Romeo, take me somewhere we can be alone
I'll be waiting all there's left to do is run
You'll be the prince and I'll be the princess
It's a love story baby just say yes...
~ Love Story by Taylor SwiftMany people believe that first love never dies. However, I was not one of those many. I am a firm believer of "first does not always last". I was one who can easily move on with these kinds of heartaches. Do you think I really loved at those times? I think not. If I have gone along without any grave feeling of lingering admiration, could that have been my first love? I know it may be harsh, but I somehow suppose it is merely action carried away with emotion and situation.

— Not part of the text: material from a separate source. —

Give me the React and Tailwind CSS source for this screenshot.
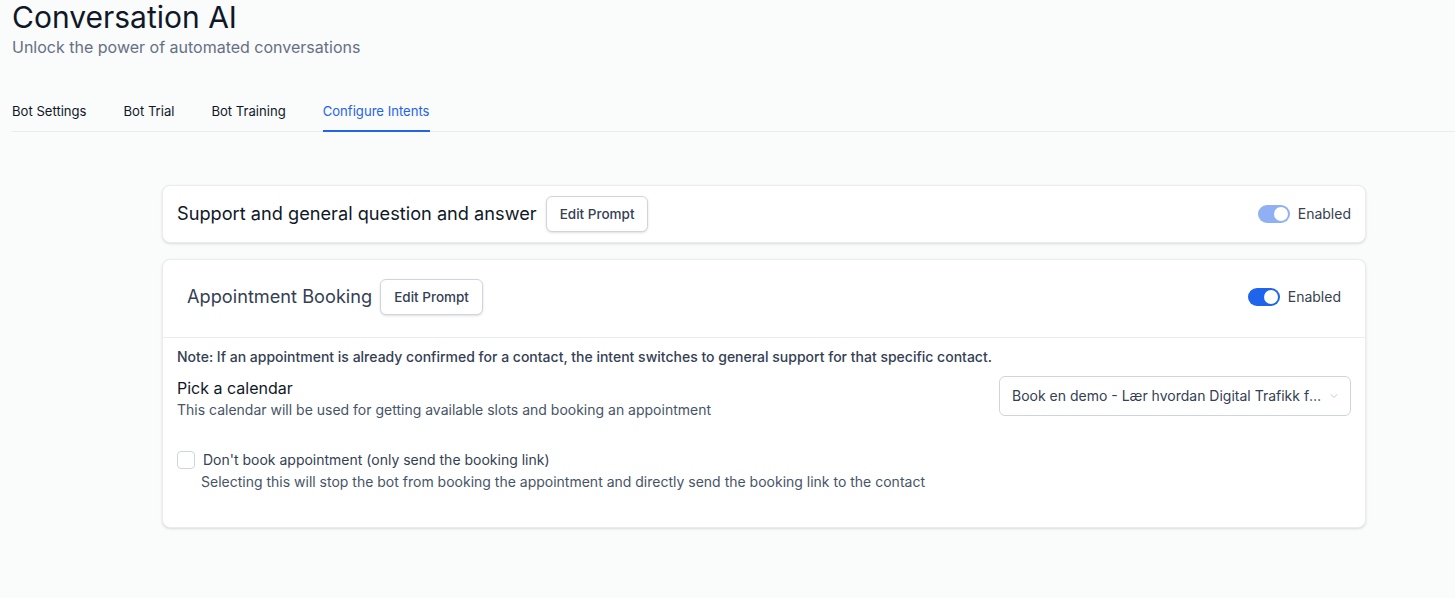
import { ChevronDown } from 'lucide-react'

function Toggle({ on = true, faded = false }) {
  return (
    <div className="flex items-center gap-2">
      <span
        className={`flex items-center justify-end w-8 h-[18px] rounded-full px-[2px] ${
          faded ? 'bg-[#8fb1f4]' : 'bg-[#1f65eb]'
        }`}
      >
        <span className="block w-[14px] h-[14px] rounded-full bg-white" />
      </span>
      <span className="text-sm text-[#374151]">{on ? 'Enabled' : 'Disabled'}</span>
    </div>
  )
}

function EditPromptButton() {
  return (
    <button className="h-9 px-[13px] rounded-md border border-[#d0d5dd] bg-white text-[13.5px] font-medium text-[#344054] shadow-sm">
      Edit Prompt
    </button>
  )
}

export default function App() {
  const tabs = ['Bot Settings', 'Bot Trial', 'Bot Training', 'Configure Intents']
  const active = 'Configure Intents'

  return (
    <div className="min-h-[598px] bg-[#fafbfb] pl-3 font-['Inter',sans-serif] text-[#101828]">
      <h1 className="text-[30px] leading-[34px] text-[#101828]">Conversation AI</h1>
      <p className="mt-px text-base leading-6 text-[#667085]">Unlock the power of automated conversations</p>

      <nav className="mt-[42px] flex gap-[37px] border-b border-[#eaecf0]">
        {tabs.map((t) => (
          <div
            key={t}
            className={`pb-[9px] text-[13.1px] leading-5 border-b-2 -mb-px ${
              t === active ? 'border-[#2563eb] text-[#2563eb]' : 'border-transparent text-[#101828]'
            }`}
          >
            {t}
          </div>
        ))}
      </nav>

      <div className="ml-[150px] mt-[53px] w-[1204px] flex flex-col gap-4">
        <div className="bg-white rounded-lg border border-[#eaecf0] shadow-sm px-[14px] py-[10px] flex items-center justify-between">
          <div className="flex items-center gap-[9px]">
            <span className="text-[18.2px] text-[#101828]">Support and general question and answer</span>
            <EditPromptButton />
          </div>
          <Toggle faded />
        </div>

        <div className="bg-white rounded-lg border border-[#eaecf0] shadow-sm">
          <div className="flex items-center justify-between px-6 pt-[19px] pb-[22px] border-b border-[#eaecf0]">
            <div className="flex items-center gap-2">
              <span className="text-[18.2px] text-[#344054]">Appointment Booking</span>
              <EditPromptButton />
            </div>
            <Toggle />
          </div>

          <div className="px-[14px] pt-[9px] pb-[35px]">
            <p className="text-sm leading-5 font-medium text-[#344054]">
              Note: If an appointment is already confirmed for a contact, the intent switches to general support for that specific contact.
            </p>
            <div className="mt-[9px] flex items-start justify-between">
              <div>
                <div className="text-base leading-6 text-[#101828]">Pick a calendar</div>
                <div className="text-sm leading-5 text-[#475467]">
                  This calendar will be used for getting available slots and booking an appointment
                </div>
              </div>
              <div className="w-[352px] h-10 rounded-md border border-[#d0d5dd] bg-white flex items-center pl-3 pr-[10px] gap-1">
                <span className="flex-1 truncate text-sm text-[#344054]">
                  Book en demo - Lær hvordan Digital Trafikk fungerer
                </span>
                <ChevronDown className="w-3 h-3 text-[#b0b5bd]" strokeWidth={1.5} />
              </div>
            </div>

            <div className="mt-[30px]">
              <label className="flex items-center gap-2">
                <span className="w-[18px] h-[18px] rounded border border-[#d0d5dd] bg-white" />
                <span className="text-sm leading-5 text-[#344054]">Don't book appointment (only send the booking link)</span>
              </label>
              <div className="ml-6 mt-[2px] text-sm leading-5 text-[#475467]">
                Selecting this will stop the bot from booking the appointment and directly send the booking link to the contact
              </div>
            </div>
          </div>
        </div>
      </div>
    </div>
  )
}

However, there is a time in my life where a certain crush stayed inside my mind for too long. Although, at some point, I did not acknowledge my fondness for him, it suddenly reemerged. This was one person I could truly not let go. He is definitely not the first guy that I had a crush on, but I believe this person is my first true love.
We talk at times but we really do not engage in personal conversations. We have a connection but greeting each other is not really a habit. I think this is for the better. I truly think that if I get more than glimpses of him, I will melt down and die. I always feel awkward when he is there, but I feel comfort and glee as well. Sometimes, I think that his eyes follow my moves and during those moments, my heart beats double time although I also think that I am just imagining him staring at me. When I close my eyes, it is usually his face that I see. I always look out of our classroom window just to see if he will pass by, anticipating for the time that I will see him. It feels wonderful, watching him close by.
I know that what I feel for him now is different from what I felt from other boys before. Although I have realized that he will never know what I feel, I would like to express my utmost gratitude to God for letting me meet this person and love him the way I do.